Her “prisoner” was 17-year-old Martin Luther King Jr.

Thomas, 13, had gone to Atlanta to live with her aunt and uncle. Her uncle was a Methodist minister and colleague of the Rev. Martin Luther King Sr., a Baptist. “The pastors would meet at 'Little Martin’s house,'” Thomas told me after her speech.

King and Thomas went to the same school before she returned to Louisville and graduated from Central High School. Thomas also went to Clark Atlanta University and the Homer G. Phillips School of Nursing in St. Louis.

Thomas was a 27-year-old veteran of Louisville sit-ins when she traveled to Jim Crow Greensboro. Fearing for her safety, her husband and her father begged her to stay home.

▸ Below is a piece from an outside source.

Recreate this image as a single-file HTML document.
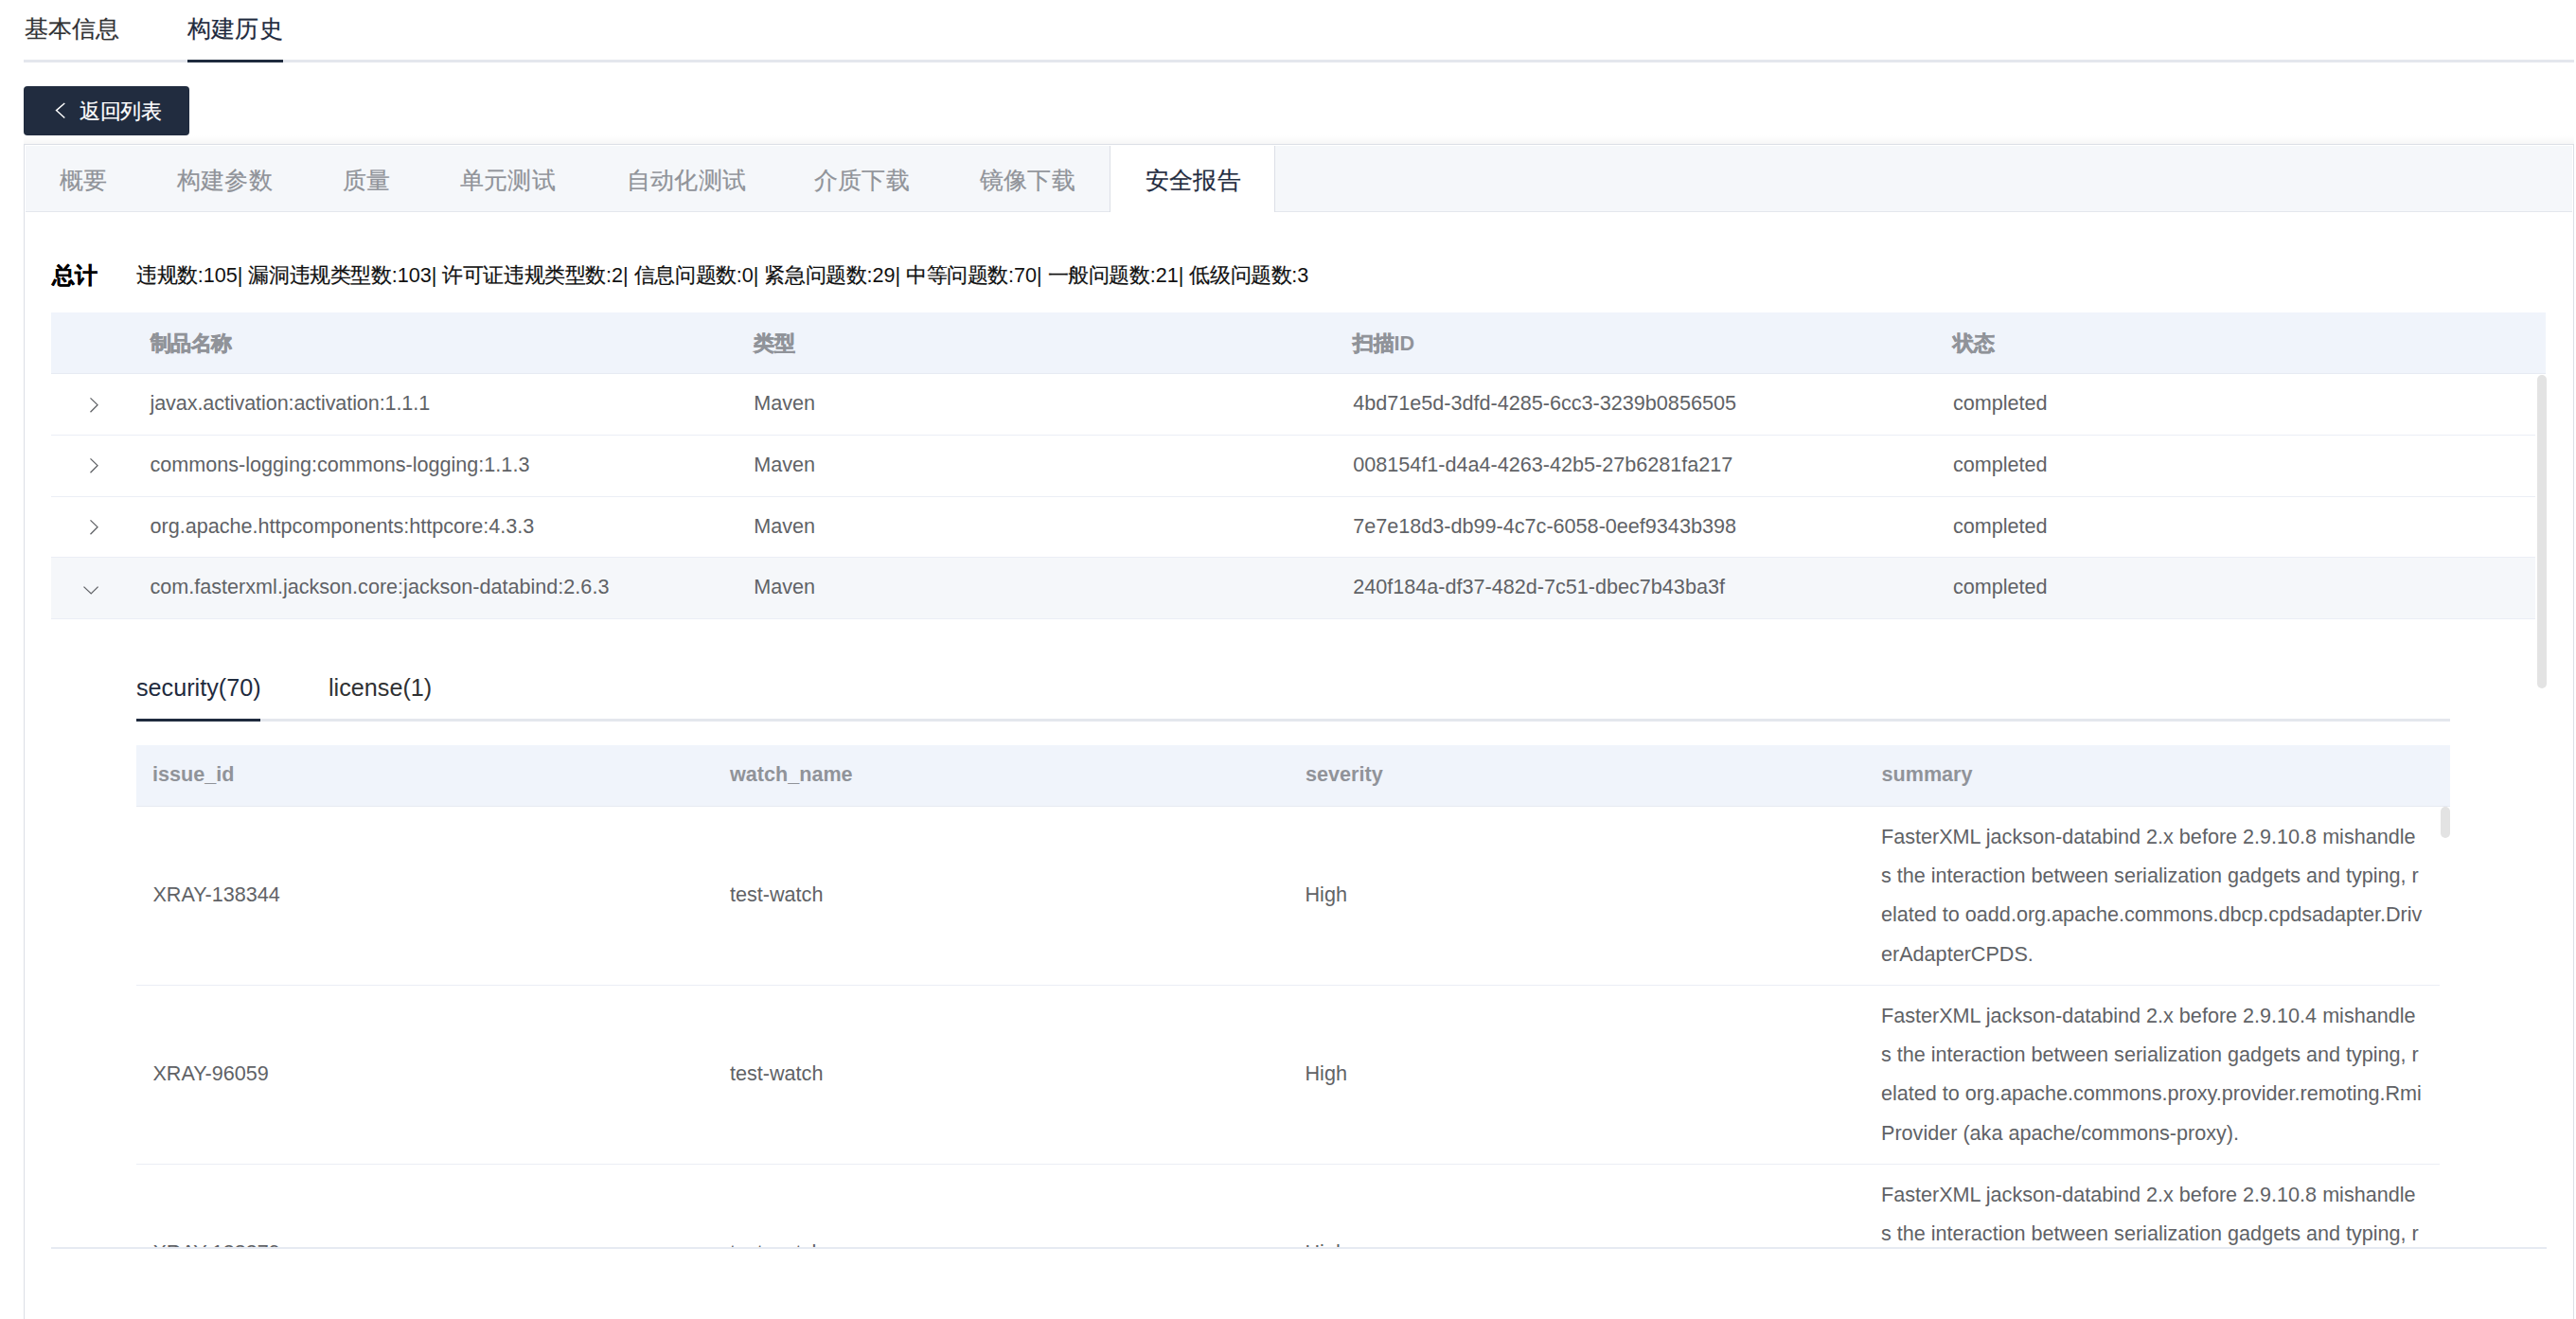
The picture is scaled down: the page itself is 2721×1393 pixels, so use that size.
<!DOCTYPE html>
<html><head><meta charset="utf-8">
<style>
html,body{margin:0;padding:0;}
body{width:2721px;height:1393px;overflow:hidden;position:relative;background:#fff;font-family:"Liberation Sans",sans-serif;}
.a{position:absolute;}
.t{position:absolute;white-space:nowrap;line-height:1;}
</style></head><body>
<div class="t" style="left:25.5px;top:18.07px;font-size:25.2px;color:#303133;"><span style="letter-spacing:0.20px;-webkit-text-stroke:0.2px currentColor;">基本信息</span></div>
<div class="t" style="left:198px;top:18.07px;font-size:25.2px;color:#1f2b3e;"><span style="letter-spacing:0.20px;-webkit-text-stroke:0.2px currentColor;">构建历史</span></div>
<div class="a" style="left:25px;top:63px;width:2694px;height:3px;background:#e4e7ed"></div>
<div class="a" style="left:198px;top:63px;width:101px;height:3px;background:#1f2b3e"></div>
<div class="a" style="left:25px;top:91px;width:175px;height:52px;border-radius:4px;background:#212c3f"></div>
<svg class="a" style="left:55px;top:104px" width="18" height="26" viewBox="0 0 18 26"><path d="M13.3 5 L4.5 12.6 L13.3 20.5" fill="none" stroke="#fff" stroke-width="1.4"/></svg>
<div class="t" style="left:84px;top:106.72px;font-size:21.6px;color:#fff;"><span style="letter-spacing:-0.40px;-webkit-text-stroke:0.2px currentColor;">返回列表</span></div>
<div class="a" style="left:25px;top:143px;width:2694px;height:9px;background:linear-gradient(to bottom,rgba(0,0,0,0),rgba(0,0,0,.035))"></div>
<div class="a" style="left:25px;top:152px;width:2692px;height:1300px;border:1px solid #dcdfe6;background:#fff"></div>
<div class="a" style="left:27px;top:154px;width:2690px;height:69px;background:#f5f7fa;border-bottom:1px solid #e4e7ed"></div>
<div class="a" style="left:1172px;top:154px;width:173px;height:70px;background:#fff;border-left:1px solid #dcdfe6;border-right:1px solid #dcdfe6"></div>
<div class="t" style="left:63px;top:178.17px;font-size:25.2px;color:#909399;"><span style="letter-spacing:0.20px;-webkit-text-stroke:0.2px currentColor;">概要</span></div>
<div class="t" style="left:187px;top:178.17px;font-size:25.2px;color:#909399;"><span style="letter-spacing:0.20px;-webkit-text-stroke:0.2px currentColor;">构建参数</span></div>
<div class="t" style="left:362px;top:178.17px;font-size:25.2px;color:#909399;"><span style="letter-spacing:0.20px;-webkit-text-stroke:0.2px currentColor;">质量</span></div>
<div class="t" style="left:486px;top:178.17px;font-size:25.2px;color:#909399;"><span style="letter-spacing:0.20px;-webkit-text-stroke:0.2px currentColor;">单元测试</span></div>
<div class="t" style="left:662px;top:178.17px;font-size:25.2px;color:#909399;"><span style="letter-spacing:0.20px;-webkit-text-stroke:0.2px currentColor;">自动化测试</span></div>
<div class="t" style="left:860px;top:178.17px;font-size:25.2px;color:#909399;"><span style="letter-spacing:0.20px;-webkit-text-stroke:0.2px currentColor;">介质下载</span></div>
<div class="t" style="left:1035px;top:178.17px;font-size:25.2px;color:#909399;"><span style="letter-spacing:0.20px;-webkit-text-stroke:0.2px currentColor;">镜像下载</span></div>
<div class="t" style="left:1210px;top:178.17px;font-size:25.2px;color:#1f2b3e;"><span style="letter-spacing:0.20px;-webkit-text-stroke:0.2px currentColor;">安全报告</span></div>
<div class="t" style="left:55px;top:279.01px;font-size:24.2px;color:#000;font-weight:bold"><span style="letter-spacing:0.2px;-webkit-text-stroke:0.25px currentColor">总计</span></div>
<div class="t" style="left:144px;top:279.52px;font-size:21.6px;color:#111;"><span style="letter-spacing:-0.40px;-webkit-text-stroke:0.2px currentColor;">违规数</span>:105| <span style="letter-spacing:-0.40px;-webkit-text-stroke:0.2px currentColor;">漏洞违规类型数</span>:103| <span style="letter-spacing:-0.40px;-webkit-text-stroke:0.2px currentColor;">许可证违规类型数</span>:2| <span style="letter-spacing:-0.40px;-webkit-text-stroke:0.2px currentColor;">信息问题数</span>:0| <span style="letter-spacing:-0.40px;-webkit-text-stroke:0.2px currentColor;">紧急问题数</span>:29| <span style="letter-spacing:-0.40px;-webkit-text-stroke:0.2px currentColor;">中等问题数</span>:70| <span style="letter-spacing:-0.40px;-webkit-text-stroke:0.2px currentColor;">一般问题数</span>:21| <span style="letter-spacing:-0.40px;-webkit-text-stroke:0.2px currentColor;">低级问题数</span>:3</div>
<div class="a" style="left:54px;top:330px;width:2635px;height:64px;background:#f0f4fb;border-bottom:1px solid #e6eaf2"></div>
<div class="t" style="left:158.5px;top:352.42px;font-size:21.6px;color:#909399;font-weight:bold"><span style="letter-spacing:-0.40px;-webkit-text-stroke:0.65px currentColor;">制品名称</span></div>
<div class="t" style="left:796.3px;top:352.42px;font-size:21.6px;color:#909399;font-weight:bold"><span style="letter-spacing:-0.40px;-webkit-text-stroke:0.65px currentColor;">类型</span></div>
<div class="t" style="left:1429.3px;top:352.42px;font-size:21.6px;color:#909399;font-weight:bold"><span style="letter-spacing:-0.40px;-webkit-text-stroke:0.65px currentColor;">扫描</span>ID</div>
<div class="t" style="left:2063px;top:352.42px;font-size:21.6px;color:#909399;font-weight:bold"><span style="letter-spacing:-0.40px;-webkit-text-stroke:0.65px currentColor;">状态</span></div>
<div class="a" style="left:54px;top:395.50px;width:2624px;height:64.65px;border-bottom:1px solid #ebeef5;box-sizing:border-box;"></div>
<div class="t" style="left:158.5px;top:415.42px;font-size:21.6px;color:#606266;letter-spacing:-0.1px">javax.activation:activation:1.1.1</div>
<div class="t" style="left:796.3px;top:415.42px;font-size:21.6px;color:#606266;">Maven</div>
<div class="t" style="left:1429.3px;top:415.42px;font-size:21.6px;color:#606266;">4bd71e5d-3dfd-4285-6cc3-3239b0856505</div>
<div class="t" style="left:2063px;top:415.42px;font-size:21.6px;color:#606266;">completed</div>
<svg class="a" style="left:80px;top:407.82px" width="40" height="40" viewBox="0 0 40 40"><path d="M15.5 12.35 L23 19.65 L15.5 27.25" fill="none" stroke="#606266" stroke-width="1.3"/></svg>
<div class="a" style="left:54px;top:460.15px;width:2624px;height:64.65px;border-bottom:1px solid #ebeef5;box-sizing:border-box;"></div>
<div class="t" style="left:158.5px;top:480.07px;font-size:21.6px;color:#606266;">commons-logging:commons-logging:1.1.3</div>
<div class="t" style="left:796.3px;top:480.07px;font-size:21.6px;color:#606266;">Maven</div>
<div class="t" style="left:1429.3px;top:480.07px;font-size:21.6px;color:#606266;">008154f1-d4a4-4263-42b5-27b6281fa217</div>
<div class="t" style="left:2063px;top:480.07px;font-size:21.6px;color:#606266;">completed</div>
<svg class="a" style="left:80px;top:472.47px" width="40" height="40" viewBox="0 0 40 40"><path d="M15.5 12.35 L23 19.65 L15.5 27.25" fill="none" stroke="#606266" stroke-width="1.3"/></svg>
<div class="a" style="left:54px;top:524.80px;width:2624px;height:64.65px;border-bottom:1px solid #ebeef5;box-sizing:border-box;"></div>
<div class="t" style="left:158.5px;top:544.72px;font-size:21.6px;color:#606266;">org.apache.httpcomponents:httpcore:4.3.3</div>
<div class="t" style="left:796.3px;top:544.72px;font-size:21.6px;color:#606266;">Maven</div>
<div class="t" style="left:1429.3px;top:544.72px;font-size:21.6px;color:#606266;">7e7e18d3-db99-4c7c-6058-0eef9343b398</div>
<div class="t" style="left:2063px;top:544.72px;font-size:21.6px;color:#606266;">completed</div>
<svg class="a" style="left:80px;top:537.12px" width="40" height="40" viewBox="0 0 40 40"><path d="M15.5 12.35 L23 19.65 L15.5 27.25" fill="none" stroke="#606266" stroke-width="1.3"/></svg>
<div class="a" style="left:54px;top:589.45px;width:2624px;height:64.65px;border-bottom:1px solid #ebeef5;box-sizing:border-box;background:#f5f7fa;"></div>
<div class="t" style="left:158.5px;top:609.37px;font-size:21.6px;color:#606266;">com.fasterxml.jackson.core:jackson-databind:2.6.3</div>
<div class="t" style="left:796.3px;top:609.37px;font-size:21.6px;color:#606266;">Maven</div>
<div class="t" style="left:1429.3px;top:609.37px;font-size:21.6px;color:#606266;">240f184a-df37-482d-7c51-dbec7b43ba3f</div>
<div class="t" style="left:2063px;top:609.37px;font-size:21.6px;color:#606266;">completed</div>
<svg class="a" style="left:80px;top:601.78px" width="40" height="40" viewBox="0 0 40 40"><path d="M8.5 17.65 L16.2 24.95 L23.6 17.65" fill="none" stroke="#606266" stroke-width="1.3"/></svg>
<div class="a" style="left:2680px;top:395.5px;width:10px;height:331px;border-radius:5px;background:#e3e3e3"></div>
<div class="t" style="left:144px;top:713.67px;font-size:25.2px;color:#1f2b3e;">security(70)</div>
<div class="t" style="left:347px;top:713.67px;font-size:25.2px;color:#303133;">license(1)</div>
<div class="a" style="left:144px;top:759px;width:2444px;height:3px;background:#e4e7ed"></div>
<div class="a" style="left:144px;top:759px;width:131px;height:3px;background:#1f2b3e"></div>
<div class="a" style="left:0px;top:653px;width:2678px;height:664px;overflow:hidden">
<div class="a" style="left:144px;top:134px;width:2444px;height:64.5px;background:#f0f4fb;border-bottom:1px solid #e6eaf2;box-sizing:border-box"></div>
<div class="t" style="left:161px;top:154.22px;font-size:21.6px;color:#909399;font-weight:bold">issue_id</div>
<div class="t" style="left:771px;top:154.22px;font-size:21.6px;color:#909399;font-weight:bold">watch_name</div>
<div class="t" style="left:1379px;top:154.22px;font-size:21.6px;color:#909399;font-weight:bold">severity</div>
<div class="t" style="left:1987.5px;top:154.22px;font-size:21.6px;color:#909399;font-weight:bold">summary</div>
<div class="a" style="left:144px;top:199.20px;width:2433px;height:188.9px;border-bottom:1px solid #ebeef5;box-sizing:border-box"></div>
<div class="t" style="left:161.4px;top:281.32px;font-size:21.6px;color:#606266;">XRAY-138344</div>
<div class="t" style="left:771px;top:281.32px;font-size:21.6px;color:#606266;">test-watch</div>
<div class="t" style="left:1378.5px;top:281.32px;font-size:21.6px;color:#606266;">High</div>
<div class="a" style="left:1987px;top:209.99px;font-size:21.6px;color:#606266;line-height:41.25px;white-space:nowrap">FasterXML jackson-databind 2.x before 2.9.10.8 mishandle<br>s the interaction between serialization gadgets and typing, r<br>elated to oadd.org.apache.commons.dbcp.cpdsadapter.Driv<br>erAdapterCPDS.</div>
<div class="a" style="left:144px;top:388.10px;width:2433px;height:188.9px;border-bottom:1px solid #ebeef5;box-sizing:border-box"></div>
<div class="t" style="left:161.4px;top:470.22px;font-size:21.6px;color:#606266;">XRAY-96059</div>
<div class="t" style="left:771px;top:470.22px;font-size:21.6px;color:#606266;">test-watch</div>
<div class="t" style="left:1378.5px;top:470.22px;font-size:21.6px;color:#606266;">High</div>
<div class="a" style="left:1987px;top:398.89px;font-size:21.6px;color:#606266;line-height:41.25px;white-space:nowrap">FasterXML jackson-databind 2.x before 2.9.10.4 mishandle<br>s the interaction between serialization gadgets and typing, r<br>elated to org.apache.commons.proxy.provider.remoting.Rmi<br>Provider (aka apache/commons-proxy).</div>
<div class="a" style="left:144px;top:577.00px;width:2433px;height:188.9px;border-bottom:1px solid #ebeef5;box-sizing:border-box"></div>
<div class="t" style="left:161.4px;top:659.12px;font-size:21.6px;color:#606266;">XRAY-138379</div>
<div class="t" style="left:771px;top:659.12px;font-size:21.6px;color:#606266;">test-watch</div>
<div class="t" style="left:1378.5px;top:659.12px;font-size:21.6px;color:#606266;">High</div>
<div class="a" style="left:1987px;top:587.79px;font-size:21.6px;color:#606266;line-height:41.25px;white-space:nowrap">FasterXML jackson-databind 2.x before 2.9.10.8 mishandle<br>s the interaction between serialization gadgets and typing, r<br>elated to oadd.org.apache.commons.dbcp.cpdsadapter.Driv<br>erAdapterCPDS.</div>
<div class="a" style="left:2578px;top:199.20000000000005px;width:10px;height:33px;border-radius:5px;background:#e3e3e3"></div>
</div>
<div class="a" style="left:54px;top:1317px;width:2636px;height:1.5px;background:#e6eaf2"></div>
</body></html>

“If I don’t go and the next person doesn’t go and the next person doesn’t go, who’s going to be there to help?” Thomas explained when she earned a “Sit-In Participant” award from the Greensboro International Civil Rights Center and Museum.

She and "Little Martin" crossed paths again in Memphis in April, 1968. He was in the city supporting striking African American sanitation workers who had signed up with the American Federation of State, County and Municipal Employees.

King did not live to see the strikers triumph. He was assassinated on April 4.

Thomas and five other women from different Louisville unions were in Memphis in solidarity with the strikers. They were in first floor rooms at the Lorraine Motel; King was on the second floor.

The women were in their rooms when James Earl Ray, a racist white man, murdered King with a rifle shot. King was standing on a second-floor balcony. (The motel is part of the National Civil Rights Museum.)

“We thought it was firecrackers, and we just ignored it,” she said, adding that when she heard King was dead, "all I could think about was that my friend was gone.”

The night before, Thomas and the other union women were in the crowd and heard King's immortal “I’ve Been to the Mountaintop” speech. "I had chills running down me,” Thomas also told me. “But I didn’t get to talk to him.”

Thomas was no fan of then-President Donald Trump and his Republican party. She urged the crowd: “We’ve got to get to the mountaintop. We have got to work together. We’ve got to get rid of ‘45’ and some of those folks up on that hill in Washington, D.C.” 

Thomas warned, “The future of working people hangs in the balance right now... We must stand until we are all equals, no matter our race, no matter our gender, no matter our class.”

Thomas died on Oct. 10, 2018. A year later, her union and the Kentucky State AFL-CIO— she was a longtime member of the executive board — proclaimed Oct. 14 Augusta Y. Thomas Day, "a day dedicated to community service and reflection of the life of a leader that inspires us all to fight for those who cannot fight for themselves."

"Augusta Thomas was a tireless champion, a true warrior for workers’ rights, civil rights and human rights for all working people," said Bill Londrigan when he was state AFL-CIO president. "I still miss her."